**** INFORMATION SUPPLIED

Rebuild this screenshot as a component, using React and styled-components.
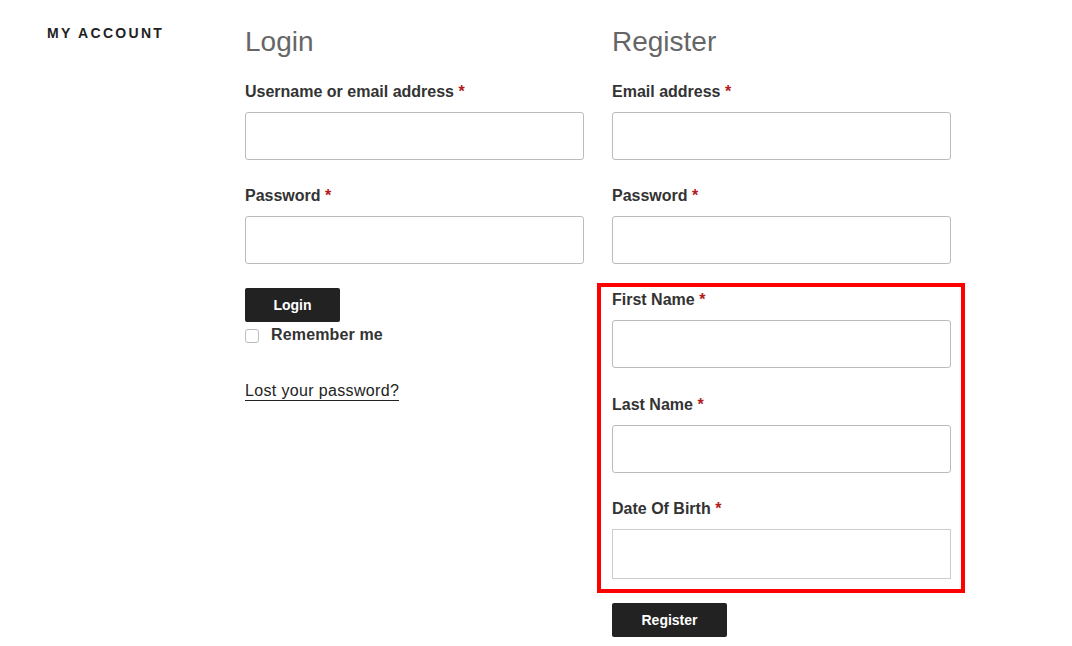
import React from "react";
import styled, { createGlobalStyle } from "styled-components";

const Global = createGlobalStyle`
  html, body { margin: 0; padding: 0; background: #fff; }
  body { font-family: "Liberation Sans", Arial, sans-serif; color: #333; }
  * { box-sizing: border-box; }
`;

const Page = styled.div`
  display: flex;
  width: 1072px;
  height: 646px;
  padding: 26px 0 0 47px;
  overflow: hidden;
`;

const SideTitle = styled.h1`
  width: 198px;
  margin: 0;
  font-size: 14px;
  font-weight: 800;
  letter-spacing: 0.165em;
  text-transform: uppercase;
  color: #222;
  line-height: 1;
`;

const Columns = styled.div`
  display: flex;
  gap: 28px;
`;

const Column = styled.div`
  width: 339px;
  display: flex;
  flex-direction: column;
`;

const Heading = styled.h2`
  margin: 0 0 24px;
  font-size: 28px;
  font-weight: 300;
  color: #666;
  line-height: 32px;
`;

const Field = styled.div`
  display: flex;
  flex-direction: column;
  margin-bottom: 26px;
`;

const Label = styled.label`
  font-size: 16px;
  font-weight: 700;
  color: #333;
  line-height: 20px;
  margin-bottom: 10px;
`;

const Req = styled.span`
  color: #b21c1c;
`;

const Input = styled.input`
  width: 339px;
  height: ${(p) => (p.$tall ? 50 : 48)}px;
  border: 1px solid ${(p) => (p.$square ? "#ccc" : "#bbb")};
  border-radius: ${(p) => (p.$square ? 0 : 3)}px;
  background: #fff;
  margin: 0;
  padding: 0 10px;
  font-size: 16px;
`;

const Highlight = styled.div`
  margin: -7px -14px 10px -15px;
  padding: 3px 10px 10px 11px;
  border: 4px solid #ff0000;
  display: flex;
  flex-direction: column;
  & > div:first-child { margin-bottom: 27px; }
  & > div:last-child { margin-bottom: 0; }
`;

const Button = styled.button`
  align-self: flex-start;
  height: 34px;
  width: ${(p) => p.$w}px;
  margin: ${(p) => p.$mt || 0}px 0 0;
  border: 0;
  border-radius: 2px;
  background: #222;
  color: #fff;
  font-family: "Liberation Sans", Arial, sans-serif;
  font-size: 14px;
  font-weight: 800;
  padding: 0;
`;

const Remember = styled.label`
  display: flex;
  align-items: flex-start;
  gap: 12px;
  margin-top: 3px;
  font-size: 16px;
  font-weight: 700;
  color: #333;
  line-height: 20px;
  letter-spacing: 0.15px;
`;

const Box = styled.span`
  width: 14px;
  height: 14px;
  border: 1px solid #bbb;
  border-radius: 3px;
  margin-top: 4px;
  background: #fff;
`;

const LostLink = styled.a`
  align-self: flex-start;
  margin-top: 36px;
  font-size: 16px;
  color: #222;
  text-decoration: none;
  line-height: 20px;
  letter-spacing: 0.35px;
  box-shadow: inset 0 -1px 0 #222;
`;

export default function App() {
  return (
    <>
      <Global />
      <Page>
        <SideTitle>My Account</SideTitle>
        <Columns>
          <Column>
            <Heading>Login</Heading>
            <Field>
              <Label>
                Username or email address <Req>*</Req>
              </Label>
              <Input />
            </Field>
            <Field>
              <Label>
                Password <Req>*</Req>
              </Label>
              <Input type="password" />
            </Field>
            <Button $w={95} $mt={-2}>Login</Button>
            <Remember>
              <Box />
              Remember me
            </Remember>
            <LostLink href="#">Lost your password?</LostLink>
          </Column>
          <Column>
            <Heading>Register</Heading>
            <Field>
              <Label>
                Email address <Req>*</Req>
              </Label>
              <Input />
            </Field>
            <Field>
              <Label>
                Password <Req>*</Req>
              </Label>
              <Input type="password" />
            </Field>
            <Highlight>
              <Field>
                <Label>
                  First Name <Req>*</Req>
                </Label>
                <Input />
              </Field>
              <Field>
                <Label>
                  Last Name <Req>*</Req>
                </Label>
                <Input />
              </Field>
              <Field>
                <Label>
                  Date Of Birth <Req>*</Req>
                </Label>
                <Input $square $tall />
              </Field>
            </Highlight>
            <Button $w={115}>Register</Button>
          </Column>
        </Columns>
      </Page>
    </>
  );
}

********

__OBJECTIVE__
Transcribe the full listing character for character. Pictures are excluded.

__RESULT OF THIS EXERCISE__
Rebuild this screenshot as a component, using React and styled-components.
import React from "react";
import styled, { createGlobalStyle } from "styled-components";

const Global = createGlobalStyle`
  html, body { margin: 0; padding: 0; background: #fff; }
  body { font-family: "Liberation Sans", Arial, sans-serif; color: #333; }
  * { box-sizing: border-box; }
`;

const Page = styled.div`
  display: flex;
  width: 1072px;
  height: 646px;
  padding: 26px 0 0 47px;
  overflow: hidden;
`;

const SideTitle = styled.h1`
  width: 198px;
  margin: 0;
  font-size: 14px;
  font-weight: 800;
  letter-spacing: 0.165em;
  text-transform: uppercase;
  color: #222;
  line-height: 1;
`;

const Columns = styled.div`
  display: flex;
  gap: 28px;
`;

const Column = styled.div`
  width: 339px;
  display: flex;
  flex-direction: column;
`;

const Heading = styled.h2`
  margin: 0 0 24px;
  font-size: 28px;
  font-weight: 300;
  color: #666;
  line-height: 32px;
`;

const Field = styled.div`
  display: flex;
  flex-direction: column;
  margin-bottom: 26px;
`;

const Label = styled.label`
  font-size: 16px;
  font-weight: 700;
  color: #333;
  line-height: 20px;
  margin-bottom: 10px;
`;

const Req = styled.span`
  color: #b21c1c;
`;

const Input = styled.input`
  width: 339px;
  height: ${(p) => (p.$tall ? 50 : 48)}px;
  border: 1px solid ${(p) => (p.$square ? "#ccc" : "#bbb")};
  border-radius: ${(p) => (p.$square ? 0 : 3)}px;
  background: #fff;
  margin: 0;
  padding: 0 10px;
  font-size: 16px;
`;

const Highlight = styled.div`
  margin: -7px -14px 10px -15px;
  padding: 3px 10px 10px 11px;
  border: 4px solid #ff0000;
  display: flex;
  flex-direction: column;
  & > div:first-child { margin-bottom: 27px; }
  & > div:last-child { margin-bottom: 0; }
`;

const Button = styled.button`
  align-self: flex-start;
  height: 34px;
  width: ${(p) => p.$w}px;
  margin: ${(p) => p.$mt || 0}px 0 0;
  border: 0;
  border-radius: 2px;
  background: #222;
  color: #fff;
  font-family: "Liberation Sans", Arial, sans-serif;
  font-size: 14px;
  font-weight: 800;
  padding: 0;
`;

const Remember = styled.label`
  display: flex;
  align-items: flex-start;
  gap: 12px;
  margin-top: 3px;
  font-size: 16px;
  font-weight: 700;
  color: #333;
  line-height: 20px;
  letter-spacing: 0.15px;
`;

const Box = styled.span`
  width: 14px;
  height: 14px;
  border: 1px solid #bbb;
  border-radius: 3px;
  margin-top: 4px;
  background: #fff;
`;

const LostLink = styled.a`
  align-self: flex-start;
  margin-top: 36px;
  font-size: 16px;
  color: #222;
  text-decoration: none;
  line-height: 20px;
  letter-spacing: 0.35px;
  box-shadow: inset 0 -1px 0 #222;
`;

export default function App() {
  return (
    <>
      <Global />
      <Page>
        <SideTitle>My Account</SideTitle>
        <Columns>
          <Column>
            <Heading>Login</Heading>
            <Field>
              <Label>
                Username or email address <Req>*</Req>
              </Label>
              <Input />
            </Field>
            <Field>
              <Label>
                Password <Req>*</Req>
              </Label>
              <Input type="password" />
            </Field>
            <Button $w={95} $mt={-2}>Login</Button>
            <Remember>
              <Box />
              Remember me
            </Remember>
            <LostLink href="#">Lost your password?</LostLink>
          </Column>
          <Column>
            <Heading>Register</Heading>
            <Field>
              <Label>
                Email address <Req>*</Req>
              </Label>
              <Input />
            </Field>
            <Field>
              <Label>
                Password <Req>*</Req>
              </Label>
              <Input type="password" />
            </Field>
            <Highlight>
              <Field>
                <Label>
                  First Name <Req>*</Req>
                </Label>
                <Input />
              </Field>
              <Field>
                <Label>
                  Last Name <Req>*</Req>
                </Label>
                <Input />
              </Field>
              <Field>
                <Label>
                  Date Of Birth <Req>*</Req>
                </Label>
                <Input $square $tall />
              </Field>
            </Highlight>
            <Button $w={115}>Register</Button>
          </Column>
        </Columns>
      </Page>
    </>
  );
}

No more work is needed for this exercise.